Answer Key β€” Scenario 3​

Answer: B

Explanation:

  • The log shows BackendResponseLatency: 4200ms with Timeout status, and the HTTP Setting timeout entry is at 30 seconds. The scenario explicitly states that the backend can take up to 45 seconds to respond under load. The cause is direct: the gateway terminates the connection before the backend completes processing.
  • The Cookie-based affinity hypothesis is the main distractor and represents a classic reasoning error: focusing on a visible configuration that's different from other services, ignoring the quantitative correlation between configured timeout and backend response time.
  • Alternative C is plausible in another context, but the scenario indicates that failures are intermittent and correlated with load, not with constant instance unavailability, which rules out the incorrect probe hypothesis as the root cause in this scenario.
  • The information about other HTTP Settings having a 60 second timeout is relevant by contrast, not irrelevant: it confirms that the 30 second timeout is atypically low for this environment.

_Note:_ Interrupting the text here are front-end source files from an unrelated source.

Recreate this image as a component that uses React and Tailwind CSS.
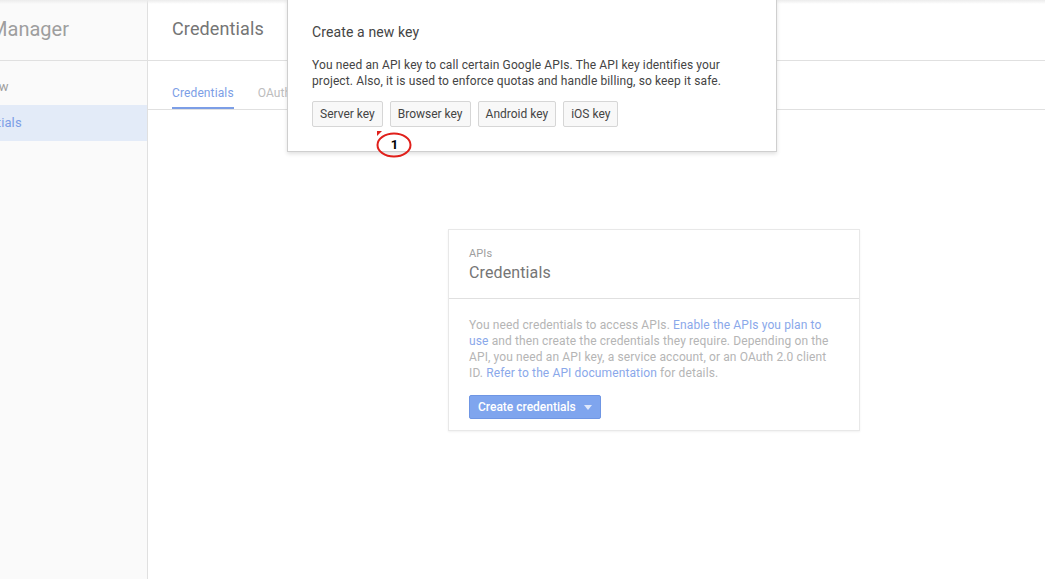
export default function App() {
  const font = { fontFamily: 'Roboto, "Liberation Sans", Arial, sans-serif' };

  return (
    <div className="relative flex h-[579px] w-[1045px] overflow-hidden bg-white tracking-[0.12px]" style={font}>
      {/* top shade */}
      <div className="pointer-events-none absolute left-0 right-0 top-0 z-10 h-[4px] bg-gradient-to-b from-[#ececec] to-transparent" />

      {/* sidebar, scrolled off to the left */}
      <aside className="w-[148px] shrink-0 overflow-hidden border-r border-[#e0e0e0] bg-[#fafafa]">
        <div className="flex h-[61px] items-center border-b border-[#e0e0e0] pb-[2px]">
          <span className="ml-[-46px] whitespace-nowrap text-[20px] tracking-normal text-[#9e9e9e]">API Manager</span>
        </div>
        <div className="pt-[14px]">
          <div className="flex h-[24px] items-center">
            <span className="ml-[-45px] whitespace-nowrap text-[13px] text-[#9e9e9e]">Overview</span>
          </div>
          <div className="mt-[6px] flex h-[36px] items-center bg-[#e3ebf8]">
            <span className="ml-[-45px] whitespace-nowrap text-[13px] text-[#7c9ee6]">Credentials</span>
          </div>
        </div>
      </aside>

      {/* main */}
      <main className="flex-1">
        <div className="flex h-[61px] items-center border-b border-[#e0e0e0] pb-[2px] pl-[24px]">
          <h1 className="text-[18px] leading-[24px] text-[#757575]">Credentials</h1>
        </div>
        <div className="flex h-[49px] items-end gap-[24px] border-b border-[#e0e0e0] pl-[24px]">
          <div className="border-b-2 border-[#7c9ee6] pb-[6px] text-[12px] leading-[16px] text-[#7c9ee6]">Credentials</div>
          <div className="pb-[8px] text-[12px] leading-[16px] text-[#bdbdbd]">OAuth consent screen</div>
        </div>

        <section className="ml-[300px] mt-[119px] w-[412px] border border-[#e8e8e8] bg-white shadow-[0_1px_2px_rgba(0,0,0,0.06)]">
          <div className="border-b border-[#e0e0e0] px-[20px] pb-[15px] pt-[17px]">
            <div className="text-[11px] leading-[14px] text-[#9e9e9e]">APIs</div>
            <div className="mt-[2px] text-[16px] leading-[20px] text-[#757575]">Credentials</div>
          </div>
          <div className="px-[20px] pb-[11px] pt-[18px]">
            <p className="text-[12px] leading-[16px] text-[#b5b5b5]">
              You need credentials to access APIs.{' '}
              <a className="text-[#8aa8ea]">Enable the APIs you plan to use</a> and then create the
              credentials they require. Depending on the API, you need an API key, a service account,
              or an OAuth 2.0 client ID.{' '}
              <a className="text-[#8aa8ea]">Refer to the API documentation</a> for details.
            </p>
            <button className="mt-[14px] flex h-[24px] items-center gap-[8px] rounded-[2px] border border-[#6f96e4] bg-[#7fa5ee] pl-[8px] pr-[8px] text-[12px] font-medium tracking-normal text-white">
              Create credentials
              <svg width="8" height="5" viewBox="0 0 8 5">
                <path d="M0 0h8L4 5z" fill="#dfe8fb" />
              </svg>
            </button>
          </div>
        </section>
      </main>

      {/* popup */}
      <div className="absolute left-[287px] top-[-1px] z-20 w-[490px] border border-[#cfcfcf] bg-white px-[24px] pb-[24px] pt-[23px] shadow-[0_2px_4px_rgba(0,0,0,0.12)]">
        <div className="text-[14px] leading-[18px] text-[#444]">Create a new key</div>
        <p className="mt-[16px] text-[12px] leading-[16px] text-[#444]">
          You need an API key to call certain Google APIs. The API key identifies your project. Also, it
          is used to enforce quotas and handle billing, so keep it safe.
        </p>
        <div className="mt-[12px] flex gap-[7px]">
          {['Server key', 'Browser key', 'Android key', 'iOS key'].map((k) => (
            <button
              key={k}
              className="h-[26px] rounded-[2px] border border-[#d6d6d6] bg-[#f8f8f8] px-[7px] text-[12px] tracking-normal text-[#444]"
            >
              {k}
            </button>
          ))}
        </div>
      </div>

      {/* annotation marker */}
      <div className="absolute left-[376px] top-[130px] z-30 h-[28px] w-[37px]">
        <svg width="37" height="28" viewBox="0 0 37 28" className="absolute left-0 top-0">
          <path d="M1 1h5L1 6z" fill="#e0201b" />
          <ellipse cx="18" cy="15" rx="16.5" ry="11.5" fill="none" stroke="#e0201b" strokeWidth="2" />
        </svg>
        <span className="absolute left-0 right-0 top-[7px] text-center text-[13px] font-bold leading-[16px] text-black">1</span>
      </div>
    </div>
  );
}
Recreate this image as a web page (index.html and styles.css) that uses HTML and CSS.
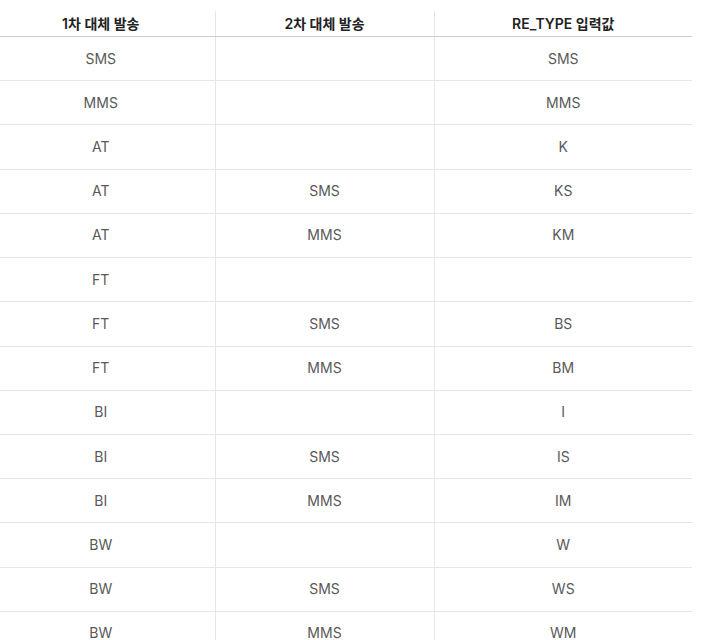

Answer Key β€” Scenario 4​

Answer: B

Explanation:

  • The correct sequence follows progressive diagnostic logic: from most comprehensive to most specific, and from visible symptom to underlying cause.
  • Step 1 (check health in portal) immediately answers the most important question: does the gateway know the backend is inaccessible? If all instances are marked as Unhealthy, the investigation follows the probe and connectivity path. If they're Healthy, the problem is routing configuration.
  • Step 5 (diagnostic logs) refines the diagnosis with the specific error code, which distinguishes TLS failure, timeout, connection refusal, or backend HTTP error.
  • Step 2 (direct backend access) validates whether the problem is with the gateway or the backend itself.
  • Step 3 (verify probe) and step 4 (verify TLS certificate) are specific investigations that only make sense after confirming the problem is in the connectivity layer between gateway and backend.
  • Alternative A, by starting with direct backend access, consumes time on infrastructure verification before even confirming how the gateway is interpreting the pool state.

Troubleshooting Tree: Configure HTTP Settings​

100%
Scroll para zoom Β· Arraste para mover Β· πŸ“± Pinch para zoom no celular

Color Legend:

ColorNode Type
Dark BlueInitial symptom (root)
BlueDiagnostic question
RedIdentified cause
GreenRecommended action or resolution
OrangeIntermediate validation or verification

To use this tree when facing a real problem, start with the root node identifying the observed symptom (502 or 404). Follow the first diagnostic question and answer with the observable state in the environment, without presuming the cause. At each branch, you eliminate a class of hypotheses and narrow the diagnostic space. When you reach a red node, the cause is identified; the immediately following green node indicates the corrective action. Orange nodes signal that an intermediate verification is necessary before proceeding further, avoiding actions based on incomplete diagnosis.